India cannot merely be the buyer of innovations from the West. We have the ability and responsibility to be amongst the frontline in science and technology. While the increase in government support for research through NRF is welcome, much more is needed. One way this can be achieved is to allow line-ministries, such as in textiles, steel, women and child, environment, forest and climate change, and others with currently dispersed and often sub-critical investments, to have their research steered and managed by NRF. Many science ministries also need to conduct the bulk of their research outside their own large laboratories, in the state and central universities. Central institutes should partner with NRF so that at least 25% of their budgetary allocation is spent through it. Both big missions and small science will then involve our universities and open our national laboratories to become high-end field stations for bright students and for our industry.
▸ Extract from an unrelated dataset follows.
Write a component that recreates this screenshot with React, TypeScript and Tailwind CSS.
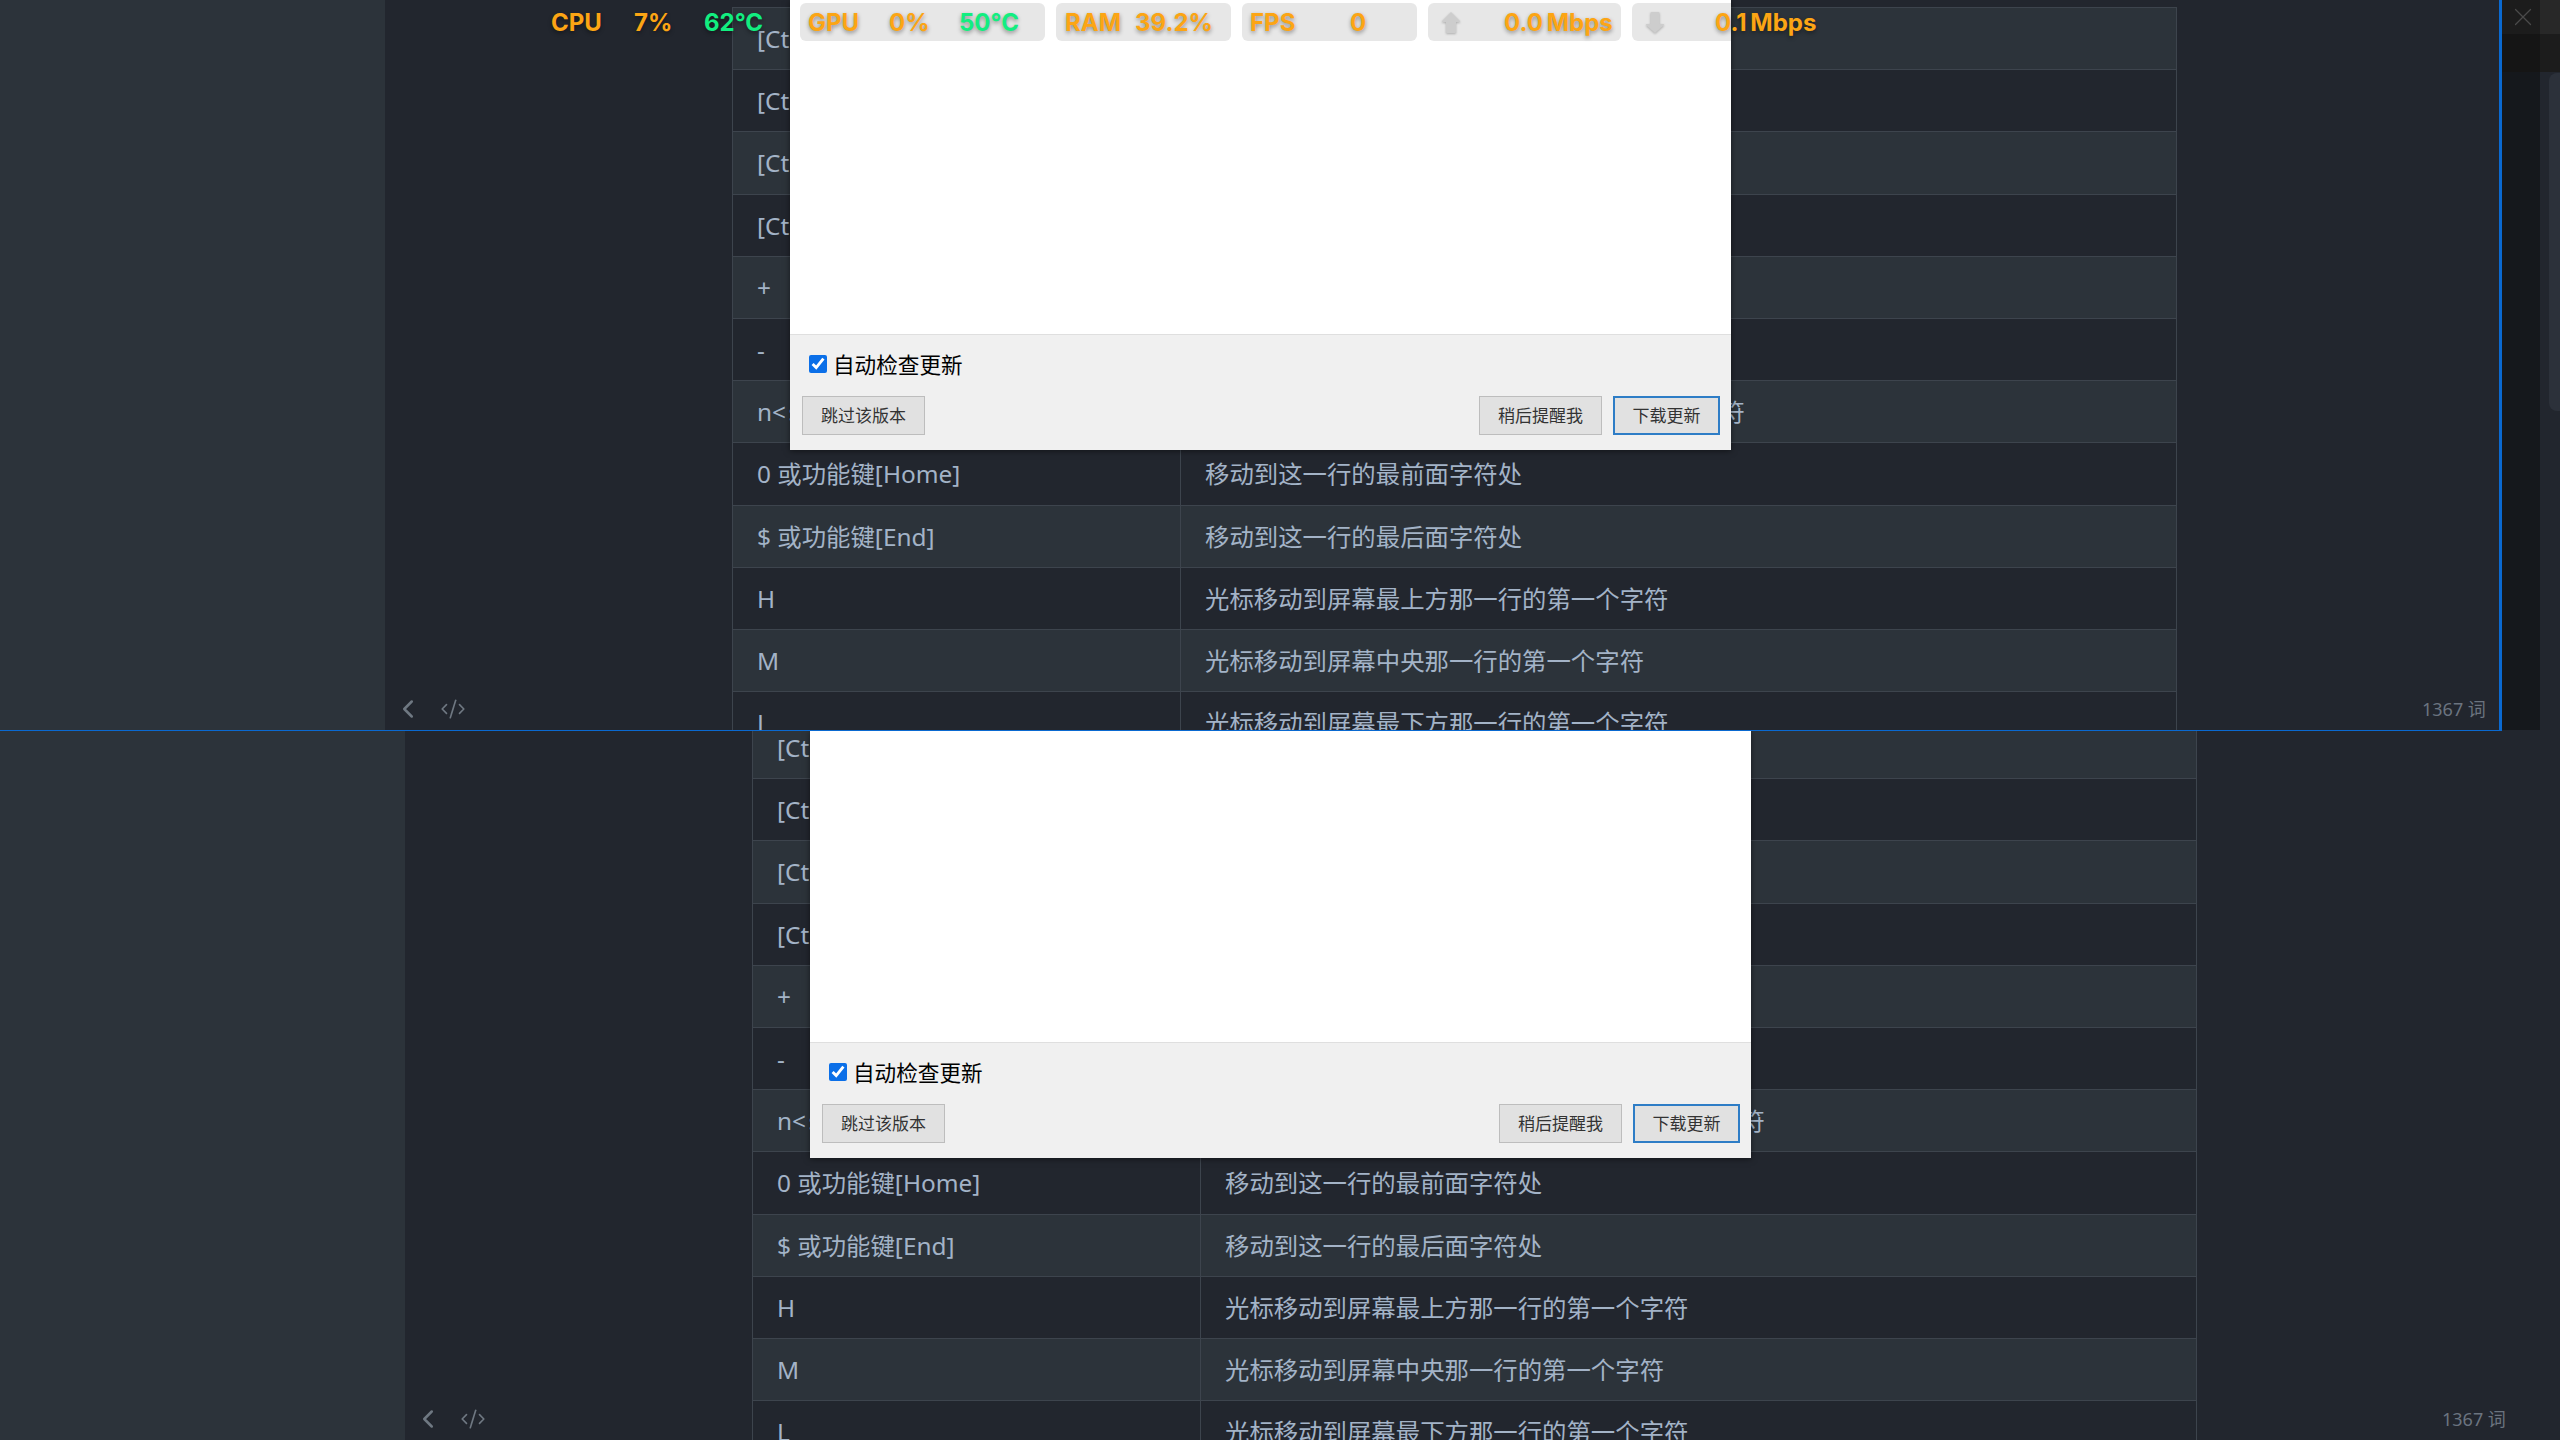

NRF aims to attract 72% of its funds from sources such as the industry and philanthropies. To succeed, NRF must make this attractive. Tax incentives, now substantially diluted, can be brought back to make the NRF channel attractive. Both co-funding and funding through investment in NRF should be made feasible. It is unlikely that private and philanthropic organisations would contribute funding for research if government financial rules are applied to all such external funds. It will be important that the bill contains explicit language to enable accommodative and globally comparable rules of expenditure for externally-sourced funds.
Today, the processes of government research support come with challenges in delayed disbursements for purchases, salaries, projects and fellowships. Complaints from India’s researchers are widespread, widely documented and have substance. NRF can show a new way forward by taking the ease of doing science mantra to action. Similarly structured foundations in South Korea, Singapore, Israel and Switzerland are examples from which to learn. These procedural challenges should be addressed ex-ante.
It is not just the way money is spent, but also, where it goes. The government’s estimates show that close to 80% of research and development (R&D) institutions in India are in private or state government sectors, but attract less than 20% of the total R&D extramural funding. This implies that a large majority of Indian STEM students have little or no exposure to research. NRF’s competitive grants should be oriented towards democratising research so that more faculty and students at a broader set of institutions have the opportunity to engage in the endeavour of building the future.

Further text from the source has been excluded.